On World AIDS Day 2012: Remembering Dr. B. Frank Polk

Dr. B. Frank Polk (1942-1988), physician, epidemiologist, pioneering researcher of HIV/AIDS

Dr. B. Frank Polk (1942-1988), physician, epidemiologist, pioneering researcher of HIV/AIDS

Today, December 1st, is World AIDS Day. All over the world, countries are celebrating how far we’ve come in curtailing the spread of HIV/AIDS and how far we need to go. The Sydney Opera House was lit up in a resplendent glowing red against the night sky and a backdrop of red fireworks. Amidst the celebrations, it’s important to take some time to remember a time, not that long ago, when we were all more confused and frightened of this rare, terrifying epidemic.

One of the early pioneers of research into HIV/AIDS and an unsung medical hero is the late B. Frank Polk of Johns Hopkins. In 1982, Dr. Polk was one of the first to dedicate his energy and intellect into finding out more about a new baffling cluster of cases of a sexually transmitted disease cropping up among the gay community. At the time, they called it Gay-Related Immunodeficiency Disease (GRID), trying to pinpoint what it shared with other more well-known diseases.

Initially, at a major research institution like Hopkins, there was some skepticism in the early 80s about the importance of Polk’s research. John Bartlett, a specialist in infectious diseases wondered why Polk wanted to pursue this disease. “What disease? It’s just seven patients.” But Polk was undeterred. “It’s going to be a big one,” he responded.

Through Polk’s tireless efforts to track the symptoms and life cycle of HIV/AIDS, Hopkins and other institutions became more aware of the need to commit funding towards its research at a time when many knew so little about the disease and questioned its importance. I mention Dr. Polk because my mother was in his infectious disease epidemiology course at Hopkins in 1985. She remembers him the way many do, as a tremendously dedicated teacher and physician—bright-eyed, intellectually curious, and patient and incisive in regards to his students and the possibilities for new advances in research.

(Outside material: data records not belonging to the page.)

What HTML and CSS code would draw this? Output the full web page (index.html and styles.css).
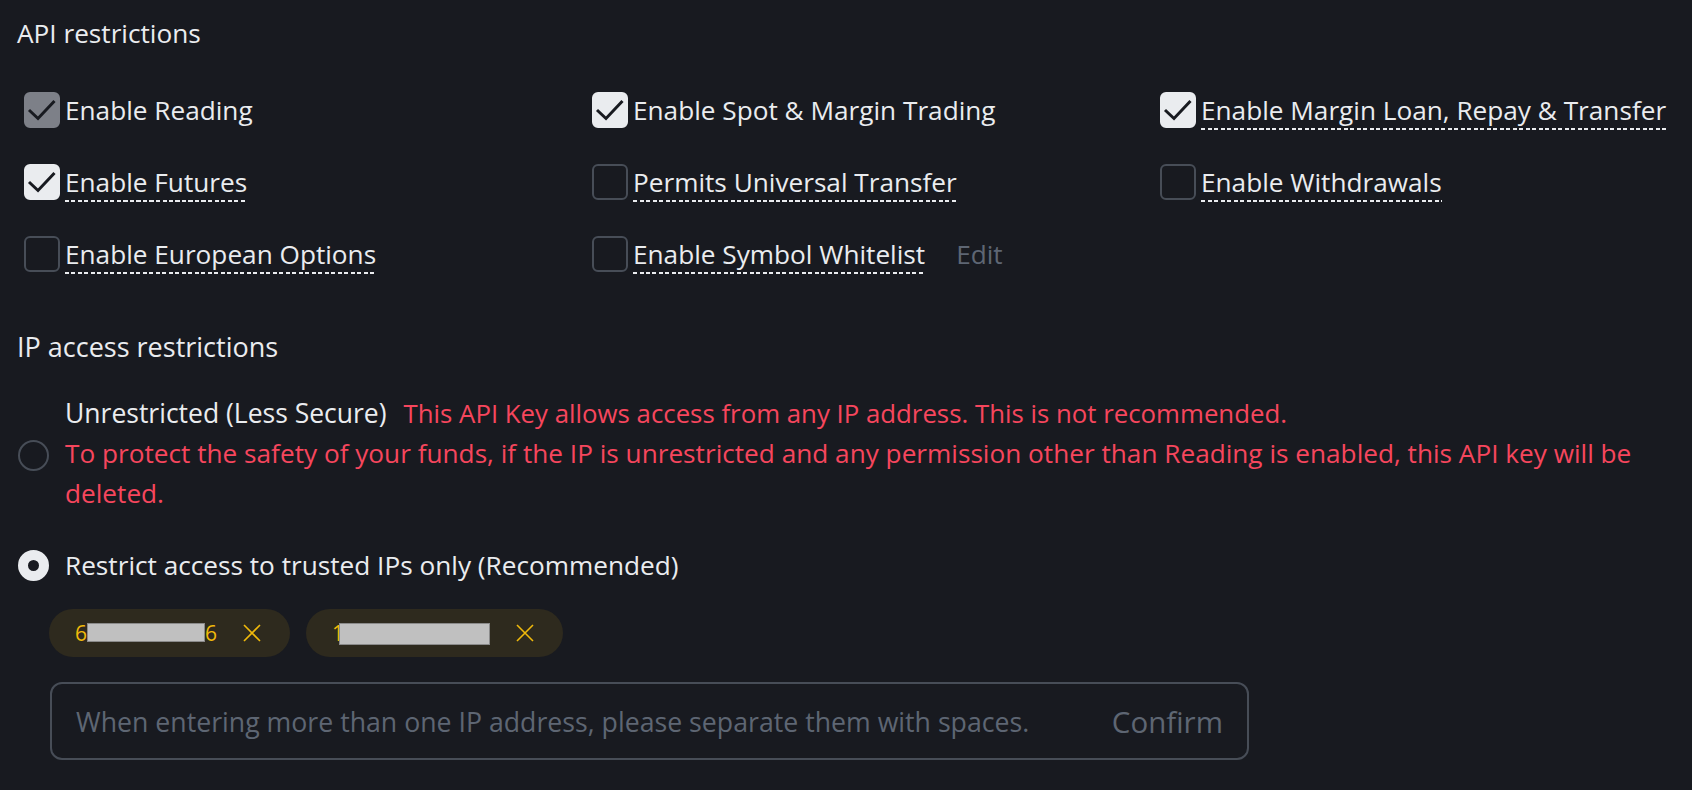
FILE: index.html
```html
<!DOCTYPE html>
<html lang="en">
<head>
  <meta charset="UTF-8">
  <title>API restrictions</title>
  <link rel="stylesheet" href="styles.css">
</head>
<body>

<div class="page">
  <h2 class="section-title">API restrictions</h2>

  <div class="perm-grid">
    <div class="perm">
      <span class="box box-locked"><svg viewBox="0 0 36 36"><path d="M5 18 L14 26.5 L30.5 9"/></svg></span>
      <span class="perm-text">Enable Reading</span>
    </div>
    <div class="perm">
      <span class="box box-on"><svg viewBox="0 0 36 36"><path d="M5 18 L14 26.5 L30.5 9"/></svg></span>
      <span class="perm-text">Enable Spot &amp; Margin Trading</span>
    </div>
    <div class="perm">
      <span class="box box-on"><svg viewBox="0 0 36 36"><path d="M5 18 L14 26.5 L30.5 9"/></svg></span>
      <span class="perm-text dashed">Enable Margin Loan, Repay &amp; Transfer</span>
    </div>

    <div class="perm">
      <span class="box box-on"><svg viewBox="0 0 36 36"><path d="M5 18 L14 26.5 L30.5 9"/></svg></span>
      <span class="perm-text dashed">Enable Futures</span>
    </div>
    <div class="perm">
      <span class="box"></span>
      <span class="perm-text dashed">Permits Universal Transfer</span>
    </div>
    <div class="perm">
      <span class="box"></span>
      <span class="perm-text dashed">Enable Withdrawals</span>
    </div>

    <div class="perm">
      <span class="box"></span>
      <span class="perm-text dashed">Enable European Options</span>
    </div>
    <div class="perm">
      <span class="box"></span>
      <span class="perm-text dashed">Enable Symbol Whitelist</span>
      <span class="edit">Edit</span>
    </div>
  </div>

  <h2 class="section-title ip-title">IP access restrictions</h2>

  <div class="ip-option ip-open">
    <span class="radio"></span>
    <div class="ip-text">
      <div><span class="opt-label">Unrestricted (Less Secure)</span><span class="warn warn-inline">This API Key allows access from any IP address. This is not recommended.</span></div>
      <div class="warn">To protect the safety of your funds, if the IP is unrestricted and any permission other than Reading is enabled, this API key will be deleted.</div>
    </div>
  </div>

  <div class="ip-option">
    <span class="radio radio-on"></span>
    <div class="ip-text">Restrict access to trusted IPs only (Recommended)</div>
  </div>

  <div class="chips">
    <span class="chip">
      <span>6</span><span class="mask mask-a"></span><span>6</span>
      <svg class="chip-x" viewBox="0 0 18 18"><path d="M1 1 L17 17 M17 1 L1 17"/></svg>
    </span>
    <span class="chip">
      <span>1</span><span class="mask mask-b"></span>
      <svg class="chip-x" viewBox="0 0 18 18"><path d="M1 1 L17 17 M17 1 L1 17"/></svg>
    </span>
  </div>

  <div class="ip-input">
    <span class="placeholder">When entering more than one IP address, please separate them with spaces.</span>
    <span class="confirm">Confirm</span>
  </div>
</div>

</body>
</html>
```

FILE: styles.css
```css
body {
  margin: 0;
  background-color: #181a20;
  color: #eaecef;
  font-family: "Open Sans", "Noto Sans", sans-serif;
  font-size: 26.2px;
}

.page {
  padding: 15px 16px 0 17px;
}

.section-title {
  margin: 0;
  font-size: 26.2px;
  font-weight: 400;
  line-height: 36px;
}

.perm-grid {
  display: grid;
  grid-template-columns: repeat(3, 568px);
  row-gap: 34px;
  margin: 41px 0 0 7px;
}

.perm {
  display: flex;
  align-items: flex-start;
  gap: 5px;
}

.box {
  flex: none;
  width: 36px;
  height: 36px;
  box-sizing: border-box;
  border: 2px solid #474d57;
  border-radius: 6px;
}

.box svg {
  display: block;
  width: 36px;
  height: 36px;
  margin: -2px;
  fill: none;
  stroke: #181a20;
  stroke-width: 3;
}

.box-on {
  background-color: #eaecef;
  border-color: #eaecef;
}

.box-locked {
  background-color: #7d8088;
  border-color: #7d8088;
}

.perm-text {
  line-height: 36px;
  padding-bottom: 2px;
}

.dashed {
  background-image: repeating-linear-gradient(90deg, #eaecef 0 4px, transparent 4px 6.5px);
  background-size: 100% 2px;
  background-position: left bottom;
  background-repeat: no-repeat;
}

.edit {
  line-height: 36px;
  margin-left: 26px;
  color: #5e6673;
}

.ip-title {
  margin-top: 55px;
  font-size: 27px;
}

.ip-option {
  display: flex;
  align-items: center;
  gap: 16px;
  margin-top: 32px;
  line-height: 40px;
}

.ip-open {
  margin-top: 28px;
}

.ip-open .radio {
  margin-top: 4px;
}

.radio {
  flex: none;
  width: 31px;
  height: 31px;
  margin-left: 1px;
  box-sizing: border-box;
  border: 2px solid #474d57;
  border-radius: 50%;
}

.radio-on {
  border: 10px solid #eaecef;
  background-color: #181a20;
}

.ip-text {
  max-width: 1590px;
}

.opt-label {
  font-size: 26.5px;
}

.warn {
  color: #f6465d;
}

.warn-inline {
  margin-left: 17px;
  font-size: 25.8px;
}

.chips {
  display: flex;
  gap: 16px;
  margin: 24px 0 0 32px;
}

.chip {
  display: flex;
  align-items: center;
  height: 48px;
  padding: 0 29px 0 26px;
  border-radius: 24px;
  background-color: #2e2a1e;
  color: #f0b90b;
  font-size: 21px;
}

.mask {
  height: 19px;
  background-color: #c0c0c0;
  border: 1px solid #8a8a8a;
  box-sizing: border-box;
}

.mask-a {
  width: 118px;
  margin-top: -2px;
}

.mask-b {
  width: 151px;
  height: 22px;
  margin: 2px 0 0 -5px;
}

.chip-x {
  width: 18px;
  height: 18px;
  margin-left: 26px;
  fill: none;
  stroke: #f0b90b;
  stroke-width: 1.6;
}

.ip-input {
  display: flex;
  justify-content: space-between;
  align-items: center;
  width: 1199px;
  height: 78px;
  box-sizing: border-box;
  margin: 25px 0 0 33px;
  padding: 0 24px;
  border: 2px solid #474d57;
  border-radius: 12px;
  color: #5e6673;
  font-size: 26.7px;
}

.confirm {
  font-size: 29.5px;
}
```
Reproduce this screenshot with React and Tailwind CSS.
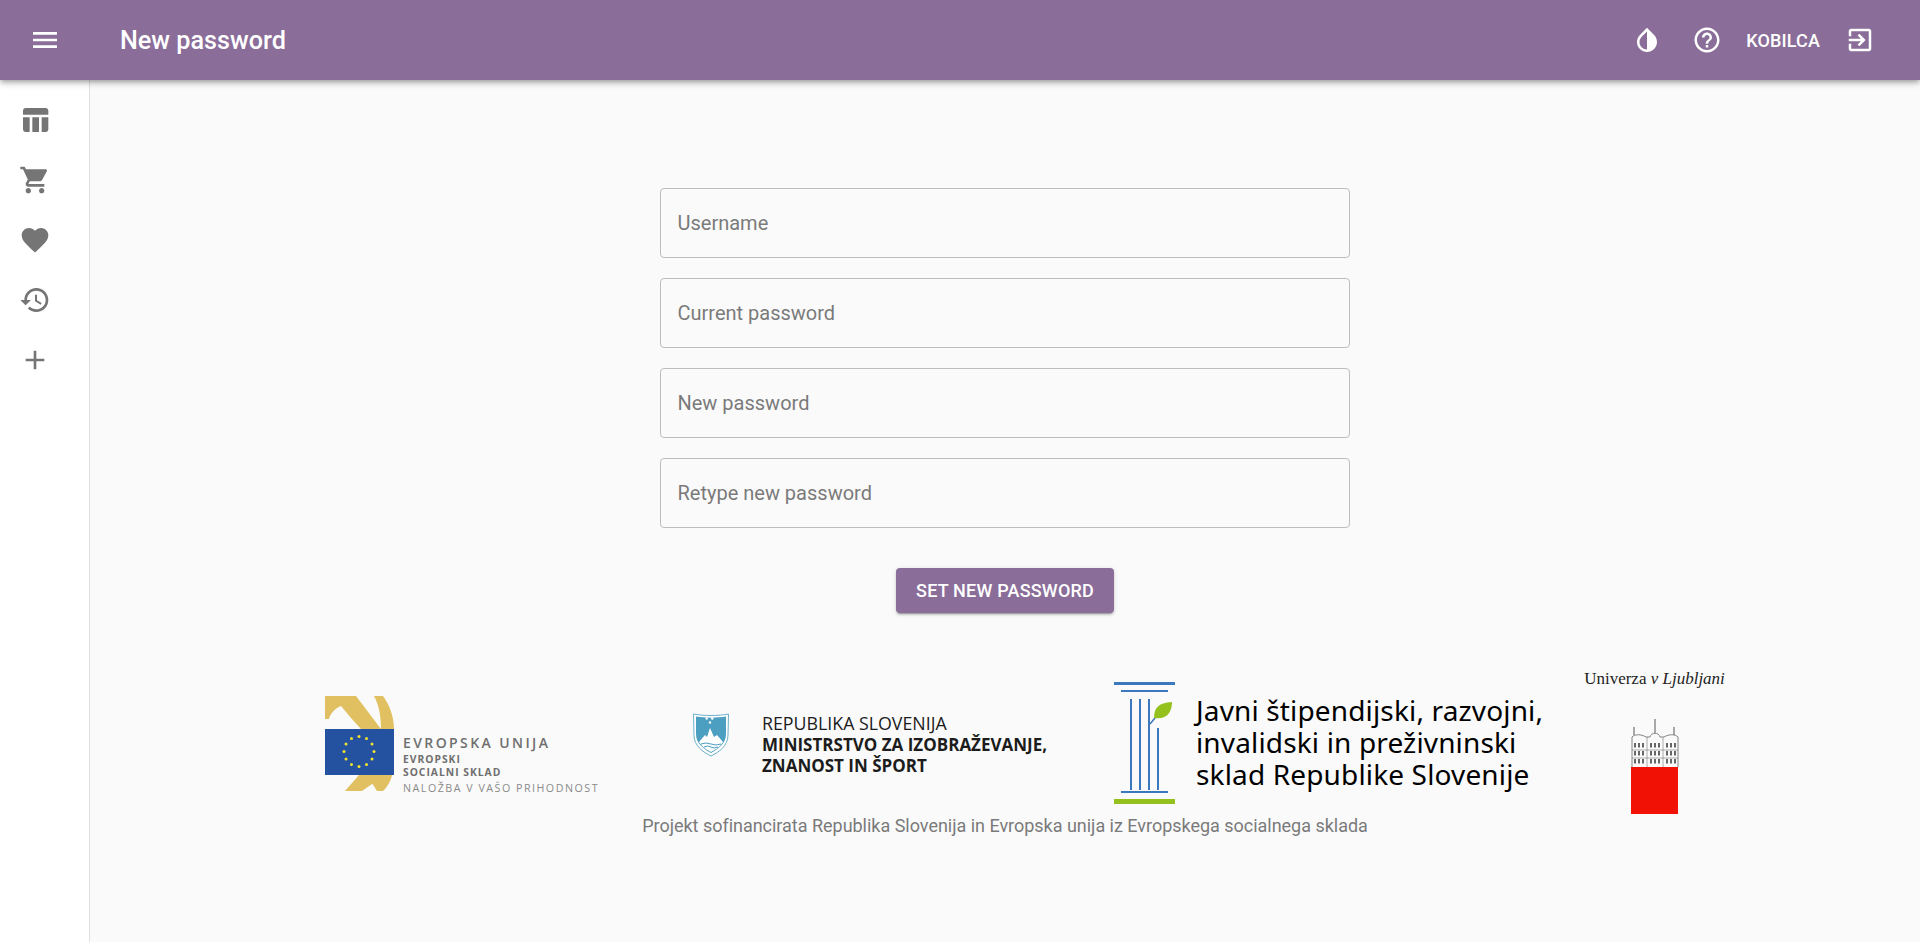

Three years later, Dr. Polk died of a brain tumor at the age of 46. His obituary in The New York Times describes his dedication and inexhaustible commitment to research, teaching, and lobbying for funding:

Despite the resources being devoted to AIDS research, he often expressed frustration with the slowness of the process: the drugs that turn out to be ineffective, the genetic hypotheses that are not tenable and the blind alleys that must be abandoned.”The only thing to do,” he said in an interview with the publication Public Health, ”is to try again.”

Dr. Frank Polk died before he could see how far his research and hard work helped our understanding and treatment of HIV/AIDS. But his work and legacy certainly live on as we continue to find lasting solutions as to how to treat the disease and improve the lives of those who have it.